We should be encouraged by a piece of good news worth considering: The consumer culture we currently inhabit does not offer a truly compelling story. It offers an endless variety of stories, often variations on a theme, but none can satisfy the restless human heart in the way that the truth can. I confess to have lived a good portion of my life according to our consumer culture’s script. My inability to find Catholicism exotic enough was mainly due to me not truly knowing it enough to appreciate it, so I turned to other religious scripts to live by. But at the end of the day, I saw how pathetic my attempts were to write my own script. Life did not make much sense to me, but then I woke up and realized that the story of salvation is the true script, not just a fairy tale, and it is Christ who answers the deepest questions of life. 

This drama was truly grand and took me outside of myself. It offered me true happiness, and I thankfully received the grace to heed the call of Christ and follow him. The Eucharist became my base. My life was no longer grounded in myself—in other words, ultimately grounded in nothing—but became firmly rooted in the great I AM. I found myself in the drama of salvation, and this story helped me encounter the truth and goodness that I was seeking.
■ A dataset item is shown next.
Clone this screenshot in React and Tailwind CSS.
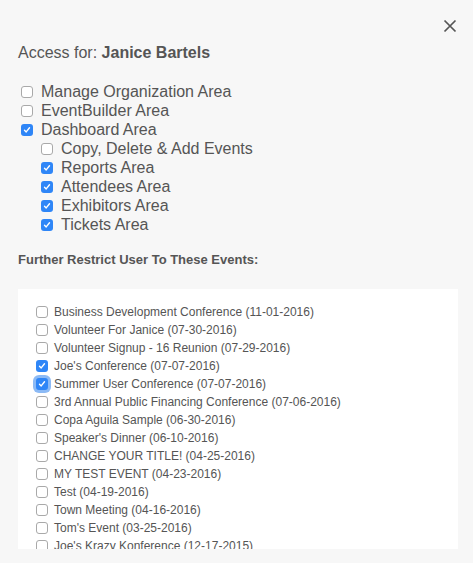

I found it in the face of Christ. I have a reason for living, and whenever I need to make a decision, I have a reference point to guide me: the incarnate love torn open for me, bringing me into the divine communion that alone satisfies the human heart. 

If parents become master storytellers of the great theo-drama, the chances of their children living in the faith are high because all the other stories out there would seem inadequate in comparison. Along the way, parents ought to explain and defend the faith from various assaults, but we must never—I mean never—get so immersed in apologetics that we forget to make the drama of salvation primary. Life is dramatic, and faith is alive when expressed in a story.